▶ _Goal_
Your task is to repeat the lines below exactly, excluding any pictures they contain.

-- Start of Entries --

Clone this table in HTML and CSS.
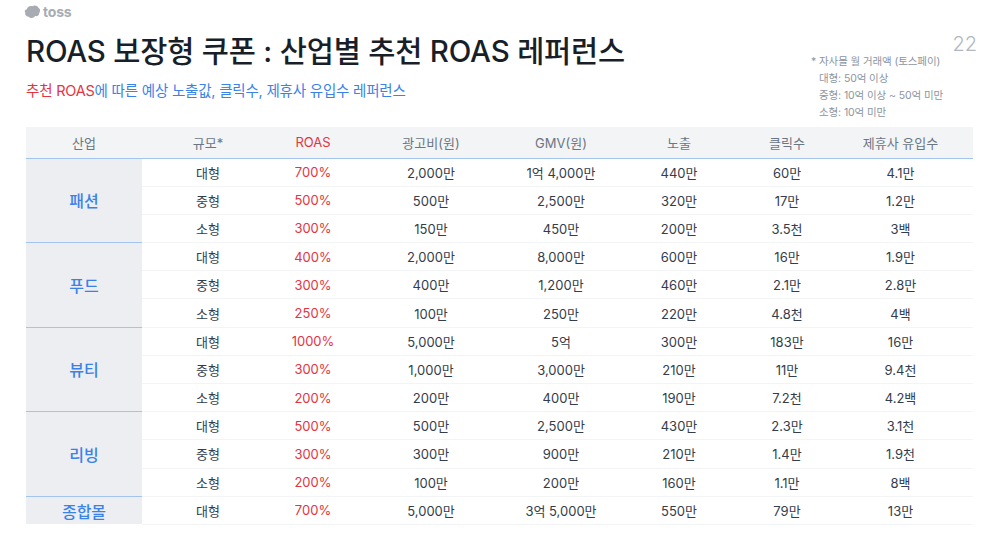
FILE: index.html
```html
<!DOCTYPE html>
<html lang="ko">
<head>
<meta charset="utf-8">
<link rel="stylesheet" href="styles.css">
</head>
<body>
<div class="slide">
  <div class="topbar">
    <div class="logo">
      <svg width="17" height="14" viewBox="0 0 15 13"><path d="M2.2 4.2C2.6 1.6 5.2 0.4 7.4 1.2C9.2 0 12 0.5 13 2.6C14.8 3.4 15 6 13.8 7.4C13.9 9.6 11.8 10.8 10 10.2C8.6 12.4 5.4 12.6 4 10.8C1.8 11 0.2 9 0.9 7C-0.3 5.8 0.6 4.2 2.2 4.2Z" fill="#a7acb3"/></svg>
      <span>toss</span>
    </div>
  </div>
  <div class="head">
    <div class="titles">
      <h1 class="title">ROAS 보장형 쿠폰 : 산업별 추천 ROAS 레퍼런스</h1>
      <p class="subtitle"><span class="red">추천 ROAS</span>에 따른 예상 노출값, 클릭수, 제휴사 유입수 레퍼런스</p>
    </div>
    <div class="side">
      <div class="page">22</div>
      <div class="note">
        <div>* 자사몰 월 거래액 (토스페이)</div>
        <div class="ind">대형: 50억 이상</div>
        <div class="ind">중형: 10억 이상 ~ 50억 미만</div>
        <div class="ind">소형: 10억 미만</div>
      </div>
    </div>
  </div>
  <table class="tbl">
    <colgroup>
      <col class="c1"><col class="c2"><col class="c3"><col class="c4"><col class="c5"><col class="c6"><col class="c7"><col class="c8">
    </colgroup>
    <thead>
      <tr><th>산업</th><th>규모*</th><th class="red">ROAS</th><th>광고비(원)</th><th>GMV(원)</th><th>노출</th><th>클릭수</th><th>제휴사 유입수</th></tr>
    </thead>
    <tbody class="grp">
      <tr><td class="ind-cell" rowspan="3">패션</td><td>대형</td><td class="red">700%</td><td>2,000만</td><td>1억 4,000만</td><td>440만</td><td>60만</td><td>4.1만</td></tr>
      <tr><td>중형</td><td class="red">500%</td><td>500만</td><td>2,500만</td><td>320만</td><td>17만</td><td>1.2만</td></tr>
      <tr><td>소형</td><td class="red">300%</td><td>150만</td><td>450만</td><td>200만</td><td>3.5천</td><td>3백</td></tr>
    </tbody>
    <tbody class="grp">
      <tr><td class="ind-cell" rowspan="3">푸드</td><td>대형</td><td class="red">400%</td><td>2,000만</td><td>8,000만</td><td>600만</td><td>16만</td><td>1.9만</td></tr>
      <tr><td>중형</td><td class="red">300%</td><td>400만</td><td>1,200만</td><td>460만</td><td>2.1만</td><td>2.8만</td></tr>
      <tr><td>소형</td><td class="red">250%</td><td>100만</td><td>250만</td><td>220만</td><td>4.8천</td><td>4백</td></tr>
    </tbody>
    <tbody class="grp">
      <tr><td class="ind-cell" rowspan="3">뷰티</td><td>대형</td><td class="red">1000%</td><td>5,000만</td><td>5억</td><td>300만</td><td>183만</td><td>16만</td></tr>
      <tr><td>중형</td><td class="red">300%</td><td>1,000만</td><td>3,000만</td><td>210만</td><td>11만</td><td>9.4천</td></tr>
      <tr><td>소형</td><td class="red">200%</td><td>200만</td><td>400만</td><td>190만</td><td>7.2천</td><td>4.2백</td></tr>
    </tbody>
    <tbody class="grp">
      <tr><td class="ind-cell" rowspan="3">리빙</td><td>대형</td><td class="red">500%</td><td>500만</td><td>2,500만</td><td>430만</td><td>2.3만</td><td>3.1천</td></tr>
      <tr><td>중형</td><td class="red">300%</td><td>300만</td><td>900만</td><td>210만</td><td>1.4만</td><td>1.9천</td></tr>
      <tr><td>소형</td><td class="red">200%</td><td>100만</td><td>200만</td><td>160만</td><td>1.1만</td><td>8백</td></tr>
    </tbody>
    <tbody class="grp">
      <tr><td class="ind-cell">종합몰</td><td>대형</td><td class="red">700%</td><td>5,000만</td><td>3억 5,000만</td><td>550만</td><td>79만</td><td>13만</td></tr>
    </tbody>
  </table>
</div>
</body>
</html>
```

FILE: styles.css
```css
* { box-sizing: border-box; }
html, body { margin: 0; padding: 0; background: #fff; }
body {
  font-family: "Inter", "Noto Sans CJK KR", "Noto Sans", sans-serif;
  color: #333d4b;
  width: 1000px;
  height: 543px;
  overflow: hidden;
}
.slide { padding: 4px 26px 0 26px; }
.topbar { height: 20px; }
.logo { display: flex; align-items: center; gap: 2px; color: #a7acb3; margin-left: -2px; }
.logo svg { display: block; }
.logo span { font-family: "Inter", sans-serif; font-weight: 700; font-size: 14px; letter-spacing: -0.2px; line-height: 16px; }
.head { display: flex; justify-content: space-between; height: 103px; }
.titles { padding-top: 7px; }
.title {
  margin: 0;
  font-size: 29.5px;
  font-weight: 500;
  color: #191f28;
  letter-spacing: -0.2px;
  line-height: 40px;
}
.subtitle {
  margin: 10px 0 0 0;
  font-size: 14.5px;
  color: #3b82e8;
  letter-spacing: -0.2px;
  line-height: 20px;
}
.red { color: #e5333f; }
.side { display: flex; flex-direction: column; width: 166px; padding-top: 8px; margin-right: -3px; }
.page { align-self: flex-end; font-size: 20px; color: #b0b8c1; font-weight: 300; line-height: 24px; }
.note {
  font-size: 10.5px;
  color: #8b95a1;
  line-height: 17px;
  margin-top: -3px;
  letter-spacing: -0.1px;
}
.note .ind { padding-left: 8px; }
.tbl {
  border-collapse: collapse;
  table-layout: fixed;
  width: 947px;
  font-size: 13px;
}
.c1 { width: 116px; } .c2 { width: 132px; } .c3 { width: 78px; } .c4 { width: 158px; }
.c5 { width: 102px; } .c6 { width: 134px; } .c7 { width: 82px; } .c8 { width: 145px; }
.tbl th {
  background: #f2f4f6;
  height: 31px;
  font-weight: 400;
  color: #6b7684;
  text-align: center;
  padding: 0;
}
.tbl th.red { color: #e5333f; }
.tbl td {
  height: 28.2px;
  padding: 0;
  text-align: center;
  color: #333d4b;
  border-bottom: 1px solid #f2f4f6;
}
.tbl td.red { color: #e5333f; }
.tbl tbody.grp { border-top: 1.5px solid #a3c4ee; }
.tbl td.ind-cell {
  background: #eceef2;
  color: #3b82e8;
  font-size: 16px;
  font-weight: 500;
  border-bottom: none;
}
```
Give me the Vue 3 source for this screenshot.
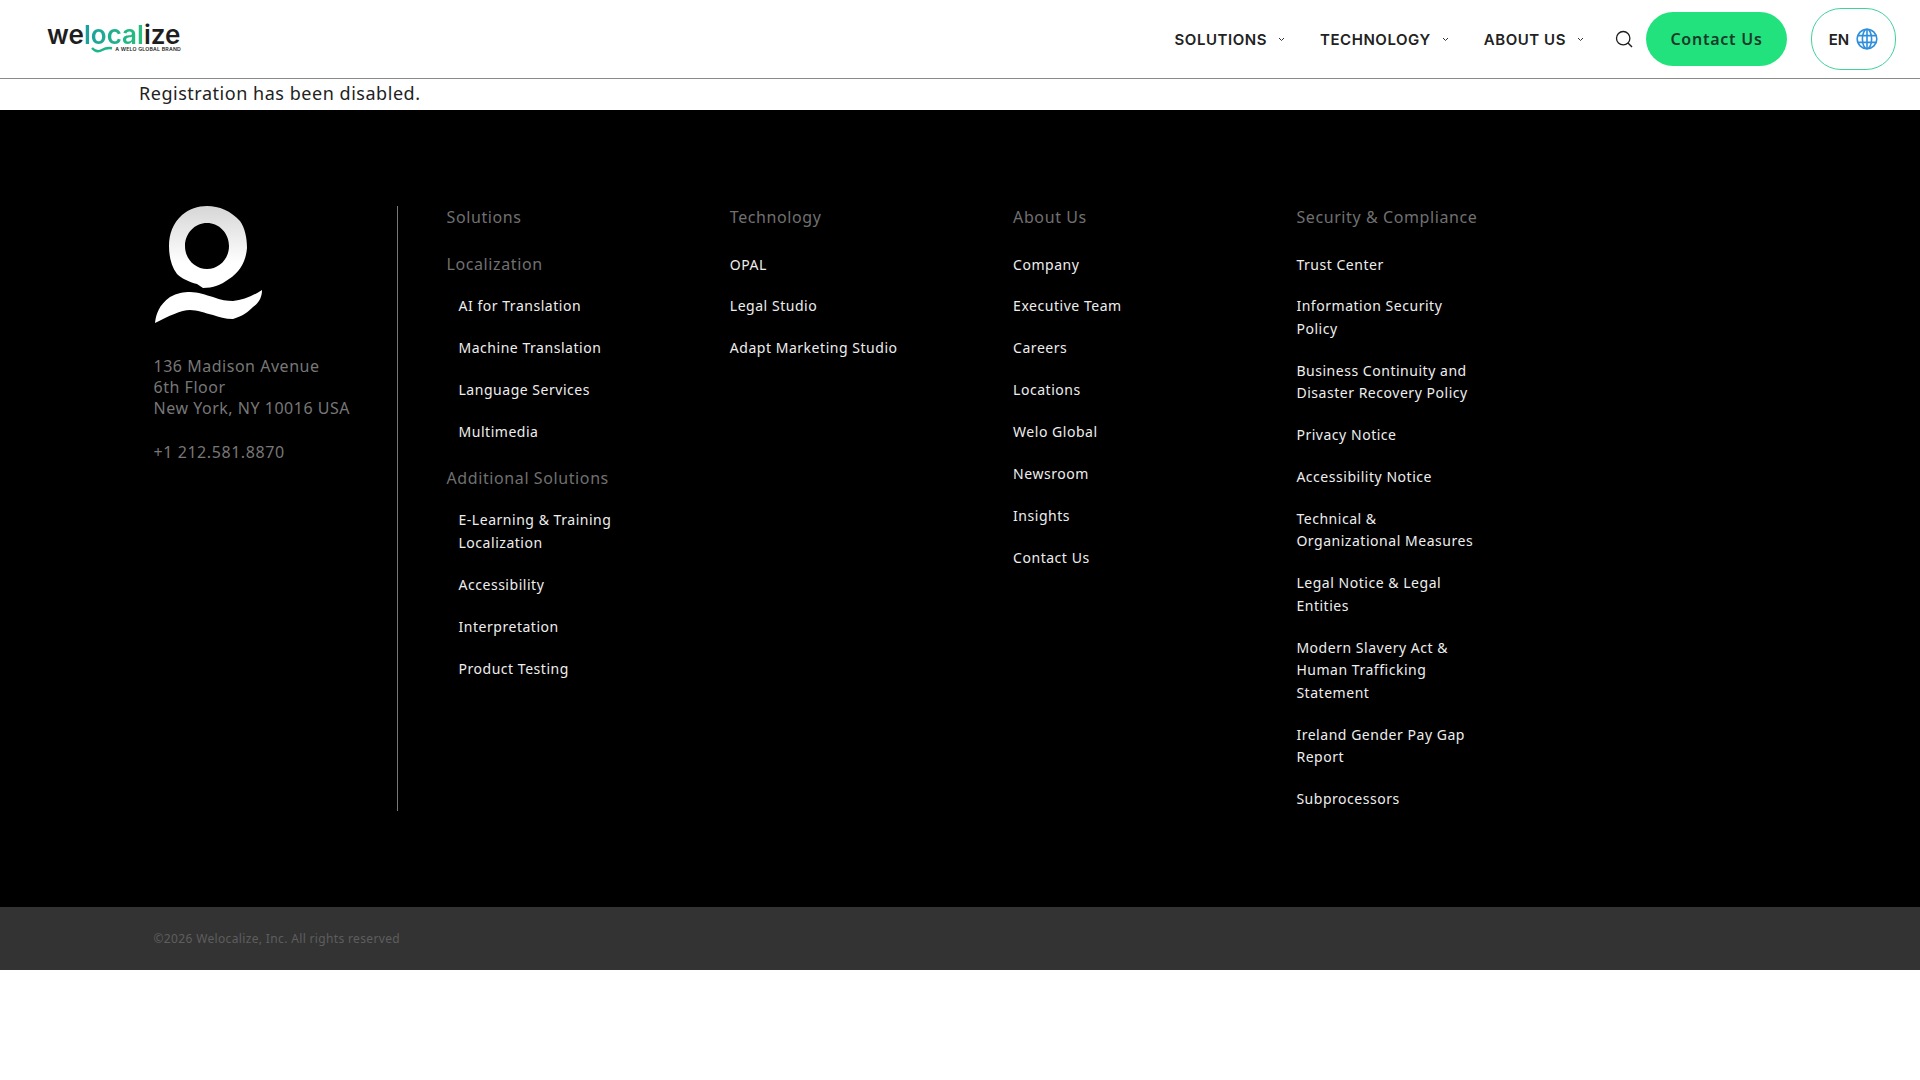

-- End of Entries --

▶ _Solution for this problem_
Clone this table in HTML and CSS.
FILE: index.html
```html
<!DOCTYPE html>
<html lang="ko">
<head>
<meta charset="utf-8">
<link rel="stylesheet" href="styles.css">
</head>
<body>
<div class="slide">
  <div class="topbar">
    <div class="logo">
      <svg width="17" height="14" viewBox="0 0 15 13"><path d="M2.2 4.2C2.6 1.6 5.2 0.4 7.4 1.2C9.2 0 12 0.5 13 2.6C14.8 3.4 15 6 13.8 7.4C13.9 9.6 11.8 10.8 10 10.2C8.6 12.4 5.4 12.6 4 10.8C1.8 11 0.2 9 0.9 7C-0.3 5.8 0.6 4.2 2.2 4.2Z" fill="#a7acb3"/></svg>
      <span>toss</span>
    </div>
  </div>
  <div class="head">
    <div class="titles">
      <h1 class="title">ROAS 보장형 쿠폰 : 산업별 추천 ROAS 레퍼런스</h1>
      <p class="subtitle"><span class="red">추천 ROAS</span>에 따른 예상 노출값, 클릭수, 제휴사 유입수 레퍼런스</p>
    </div>
    <div class="side">
      <div class="page">22</div>
      <div class="note">
        <div>* 자사몰 월 거래액 (토스페이)</div>
        <div class="ind">대형: 50억 이상</div>
        <div class="ind">중형: 10억 이상 ~ 50억 미만</div>
        <div class="ind">소형: 10억 미만</div>
      </div>
    </div>
  </div>
  <table class="tbl">
    <colgroup>
      <col class="c1"><col class="c2"><col class="c3"><col class="c4"><col class="c5"><col class="c6"><col class="c7"><col class="c8">
    </colgroup>
    <thead>
      <tr><th>산업</th><th>규모*</th><th class="red">ROAS</th><th>광고비(원)</th><th>GMV(원)</th><th>노출</th><th>클릭수</th><th>제휴사 유입수</th></tr>
    </thead>
    <tbody class="grp">
      <tr><td class="ind-cell" rowspan="3">패션</td><td>대형</td><td class="red">700%</td><td>2,000만</td><td>1억 4,000만</td><td>440만</td><td>60만</td><td>4.1만</td></tr>
      <tr><td>중형</td><td class="red">500%</td><td>500만</td><td>2,500만</td><td>320만</td><td>17만</td><td>1.2만</td></tr>
      <tr><td>소형</td><td class="red">300%</td><td>150만</td><td>450만</td><td>200만</td><td>3.5천</td><td>3백</td></tr>
    </tbody>
    <tbody class="grp">
      <tr><td class="ind-cell" rowspan="3">푸드</td><td>대형</td><td class="red">400%</td><td>2,000만</td><td>8,000만</td><td>600만</td><td>16만</td><td>1.9만</td></tr>
      <tr><td>중형</td><td class="red">300%</td><td>400만</td><td>1,200만</td><td>460만</td><td>2.1만</td><td>2.8만</td></tr>
      <tr><td>소형</td><td class="red">250%</td><td>100만</td><td>250만</td><td>220만</td><td>4.8천</td><td>4백</td></tr>
    </tbody>
    <tbody class="grp">
      <tr><td class="ind-cell" rowspan="3">뷰티</td><td>대형</td><td class="red">1000%</td><td>5,000만</td><td>5억</td><td>300만</td><td>183만</td><td>16만</td></tr>
      <tr><td>중형</td><td class="red">300%</td><td>1,000만</td><td>3,000만</td><td>210만</td><td>11만</td><td>9.4천</td></tr>
      <tr><td>소형</td><td class="red">200%</td><td>200만</td><td>400만</td><td>190만</td><td>7.2천</td><td>4.2백</td></tr>
    </tbody>
    <tbody class="grp">
      <tr><td class="ind-cell" rowspan="3">리빙</td><td>대형</td><td class="red">500%</td><td>500만</td><td>2,500만</td><td>430만</td><td>2.3만</td><td>3.1천</td></tr>
      <tr><td>중형</td><td class="red">300%</td><td>300만</td><td>900만</td><td>210만</td><td>1.4만</td><td>1.9천</td></tr>
      <tr><td>소형</td><td class="red">200%</td><td>100만</td><td>200만</td><td>160만</td><td>1.1만</td><td>8백</td></tr>
    </tbody>
    <tbody class="grp">
      <tr><td class="ind-cell">종합몰</td><td>대형</td><td class="red">700%</td><td>5,000만</td><td>3억 5,000만</td><td>550만</td><td>79만</td><td>13만</td></tr>
    </tbody>
  </table>
</div>
</body>
</html>
```

FILE: styles.css
```css
* { box-sizing: border-box; }
html, body { margin: 0; padding: 0; background: #fff; }
body {
  font-family: "Inter", "Noto Sans CJK KR", "Noto Sans", sans-serif;
  color: #333d4b;
  width: 1000px;
  height: 543px;
  overflow: hidden;
}
.slide { padding: 4px 26px 0 26px; }
.topbar { height: 20px; }
.logo { display: flex; align-items: center; gap: 2px; color: #a7acb3; margin-left: -2px; }
.logo svg { display: block; }
.logo span { font-family: "Inter", sans-serif; font-weight: 700; font-size: 14px; letter-spacing: -0.2px; line-height: 16px; }
.head { display: flex; justify-content: space-between; height: 103px; }
.titles { padding-top: 7px; }
.title {
  margin: 0;
  font-size: 29.5px;
  font-weight: 500;
  color: #191f28;
  letter-spacing: -0.2px;
  line-height: 40px;
}
.subtitle {
  margin: 10px 0 0 0;
  font-size: 14.5px;
  color: #3b82e8;
  letter-spacing: -0.2px;
  line-height: 20px;
}
.red { color: #e5333f; }
.side { display: flex; flex-direction: column; width: 166px; padding-top: 8px; margin-right: -3px; }
.page { align-self: flex-end; font-size: 20px; color: #b0b8c1; font-weight: 300; line-height: 24px; }
.note {
  font-size: 10.5px;
  color: #8b95a1;
  line-height: 17px;
  margin-top: -3px;
  letter-spacing: -0.1px;
}
.note .ind { padding-left: 8px; }
.tbl {
  border-collapse: collapse;
  table-layout: fixed;
  width: 947px;
  font-size: 13px;
}
.c1 { width: 116px; } .c2 { width: 132px; } .c3 { width: 78px; } .c4 { width: 158px; }
.c5 { width: 102px; } .c6 { width: 134px; } .c7 { width: 82px; } .c8 { width: 145px; }
.tbl th {
  background: #f2f4f6;
  height: 31px;
  font-weight: 400;
  color: #6b7684;
  text-align: center;
  padding: 0;
}
.tbl th.red { color: #e5333f; }
.tbl td {
  height: 28.2px;
  padding: 0;
  text-align: center;
  color: #333d4b;
  border-bottom: 1px solid #f2f4f6;
}
.tbl td.red { color: #e5333f; }
.tbl tbody.grp { border-top: 1.5px solid #a3c4ee; }
.tbl td.ind-cell {
  background: #eceef2;
  color: #3b82e8;
  font-size: 16px;
  font-weight: 500;
  border-bottom: none;
}
```
Give me the Vue 3 source for this screenshot.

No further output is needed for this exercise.